By contrast, what do we call a "generous" person - Selfless? I'm sure you appreciate the full meaning of this term under this definition - "Self-less." Do you know anyone who doesn't have a Self?

That, IMHO, is what drove everything she wrote and talked about. The difference between people is not that one is moral and the other is not, but that each person can be more, or less, cognizant, mindful, aware of his/her own self. Some are completely ignorant of it. Others learn to know it better and better, and in so doing are bound, because of the nature of that knowledge, to direct their actions in a manner that relates to the level of their satisfaction with their individual Selves.

And while every Self must be satisfied by the individual who lives with it, every Self is also different from every other, which adds up to a belief system that allows for flexibility and diversity of thought: She despised collective thinking, as she believed was exemplified by Organized Religion for instance (and she placed the State not too high above that, BTW), yet she has one of her heroes (Howard Roarke in "The Fountainhead") admit that he is a "deeply religious man." He was a man who knew his own Self, and wouldn't live any other way. In "Atlas Shrugged," she has Supreme Court Justices, Barons of Industry, Actors and Truck drivers "drop out" from the world to create a community of people from all walks of life, all manner of creed, all levels of intelligence, where the only requirement is for every individual to know his/her Self. Social awareness, personal responsibility, compassion for your fellow Man, decency, creativity, excellence in your work, and more, all flow from the same thing - knowledge of, respect and love of the Self.

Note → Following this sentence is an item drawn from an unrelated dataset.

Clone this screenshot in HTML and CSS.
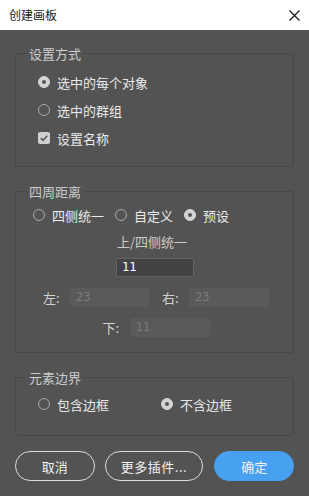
FILE: index.html
```html
<!DOCTYPE html>
<html lang="zh-CN">
<head>
<meta charset="utf-8">
<title>创建画板</title>
<link rel="stylesheet" href="styles.css">
</head>
<body>
<div class="dialog">
  <div class="titlebar">
    <span class="title">创建画板</span>
    <svg class="close" width="11" height="11" viewBox="0 0 11 11"><path d="M0.5 0.5 L10.5 10.5 M10.5 0.5 L0.5 10.5" stroke="#111" stroke-width="1.1" fill="none"/></svg>
  </div>
  <div class="content">
    <fieldset class="group g1">
      <legend>设置方式</legend>
      <div class="stack">
        <label class="opt"><span class="radio on"></span>选中的每个对象</label>
        <label class="opt"><span class="radio"></span>选中的群组</label>
        <label class="opt"><span class="check"><svg width="12" height="12" viewBox="0 0 12 12"><path d="M2.8 6.2 L5 8.3 L9.3 3.8" stroke="#5a5a5a" stroke-width="1.6" fill="none"/></svg></span>设置名称</label>
      </div>
    </fieldset>

    <fieldset class="group g2">
      <legend>四周距离</legend>
      <div class="inline-opts">
        <label class="opt-s"><span class="radio"></span>四侧统一</label>
        <label class="opt-s"><span class="radio"></span>自定义</label>
        <label class="opt-s"><span class="radio on"></span>预设</label>
      </div>
      <div class="top-col">
        <div class="top-label">上/四侧统一</div>
        <div class="field active">11</div>
      </div>
      <div class="pair-row">
        <div class="pair"><span class="plabel">左:</span><div class="field disabled">23</div></div>
        <div class="pair"><span class="plabel">右:</span><div class="field disabled">23</div></div>
      </div>
      <div class="pair-row">
        <div class="pair"><span class="plabel">下:</span><div class="field disabled">11</div></div>
      </div>
    </fieldset>

    <fieldset class="group g3">
      <legend>元素边界</legend>
      <div class="border-opts">
        <label class="opt-s w1"><span class="radio"></span>包含边框</label>
        <label class="opt-s"><span class="radio on"></span>不含边框</label>
      </div>
    </fieldset>

    <div class="buttons">
      <button class="btn b1">取消</button>
      <button class="btn b2">更多插件...</button>
      <button class="btn primary">确定</button>
    </div>
  </div>
</div>
</body>
</html>
```

FILE: styles.css
```css
html, body {
  margin: 0;
  padding: 0;
}
body {
  width: 309px;
  height: 496px;
  background: #535353;
  font-family: "Noto Sans CJK SC", "Noto Sans", sans-serif;
  overflow: hidden;
}
.dialog {
  width: 309px;
  height: 496px;
  background: #535353;
}
.titlebar {
  height: 30px;
  background: #ffffff;
  display: flex;
  align-items: center;
  justify-content: space-between;
  padding: 0 9px 0 9px;
  box-sizing: border-box;
}
.title {
  font-size: 12px;
  color: #1a1a1a;
  line-height: 16px;
}
.close {
  display: block;
}
.content {
  padding: 15px 15px 0 15px;
}
.group {
  margin: 0;
  padding: 0 10px;
  border: 1px solid #484848;
  border-radius: 3px;
  min-width: 0;
}
.group legend {
  padding: 0 3px;
  font-size: 13px;
  line-height: 17px;
  color: #cdcdcd;
}
.g2, .g3 {
  margin-top: 16px;
}
.stack {
  padding: 6px 0 14px 12px;
  display: flex;
  flex-direction: column;
}
.opt {
  height: 28px;
  display: flex;
  align-items: center;
  gap: 7px;
  font-size: 13px;
  color: #eaeaea;
}
.radio {
  width: 12px;
  height: 12px;
  border-radius: 50%;
  border: 1.5px solid #a9a9a9;
  box-sizing: border-box;
  display: inline-block;
  flex: none;
  position: relative;
}
.radio.on {
  background: #d4d4d4;
  border-color: #d4d4d4;
}
.radio.on::after {
  content: "";
  position: absolute;
  width: 4px;
  height: 4px;
  border-radius: 50%;
  background: #555;
  left: 2.5px;
  top: 2.5px;
}
.check {
  width: 12px;
  height: 12px;
  border-radius: 2px;
  background: #cfcfcf;
  display: inline-block;
  flex: none;
}
.check svg {
  display: block;
}
.inline-opts {
  padding: 5px 0 0 7px;
  display: flex;
  gap: 11px;
}
.opt-s {
  height: 20px;
  display: flex;
  align-items: center;
  gap: 7px;
  font-size: 13px;
  color: #eaeaea;
}
.top-col {
  margin-top: 8px;
  display: flex;
  flex-direction: column;
  align-items: flex-start;
  width: 78px;
  margin-left: 90px;
}
.top-label {
  font-size: 13px;
  line-height: 17px;
  color: #cdcdcd;
  margin-left: 1px;
}
.field {
  box-sizing: border-box;
  width: 80px;
  height: 19px;
  font-family: "DejaVu Sans Mono", "Liberation Mono", monospace;
  font-size: 12px;
  line-height: 19px;
  padding-left: 6px;
  border-radius: 2px;
}
.field.active {
  width: 78px;
  margin-top: 8px;
  background: #424242;
  border: 1px solid #646464;
  line-height: 17px;
  color: #ffffff;
  padding-left: 5px;
}
.field.disabled {
  background: #5a5a5a;
  color: #7c7c7c;
}
.pair-row {
  margin-top: 11px;
  display: flex;
  justify-content: center;
  gap: 12px;
  padding-left: 3px;
}
.pair-row:last-child {
  margin-bottom: 15px;
}
.pair {
  display: flex;
  align-items: center;
}
.plabel {
  width: 27px;
  font-size: 13px;
  line-height: 17px;
  color: #d2d2d2;
}
.border-opts {
  padding: 8px 0 21px 12px;
  display: flex;
}
.w1 {
  width: 123px;
}
.buttons {
  margin-top: 15px;
  display: flex;
}
.btn {
  height: 30px;
  box-sizing: border-box;
  border: 1.5px solid #dcdcdc;
  border-radius: 15px;
  background: transparent;
  color: #f2f2f2;
  font-family: "Noto Sans CJK SC", "Noto Sans", sans-serif;
  font-size: 13px;
  padding: 0;
}
.b1 {
  width: 80px;
}
.b2 {
  width: 99px;
  margin-left: 10px;
  letter-spacing: 0.5px;
}
.primary {
  width: 80px;
  margin-left: 11px;
  background: #47a1f0;
  border-color: #47a1f0;
}
```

Without knowing too much about your personal life, I'm sure you can identify elements of it that fit all that.

And one last word - when you encounter a contradiction, either in her writings or in everything else in life, do what she recommends: Examine your premises. You will invariably find that one of them is wrong. It works for me, more often than not. But I'm sure you already knew this.

Look just a little bit futher, my friend, and you'll see it too.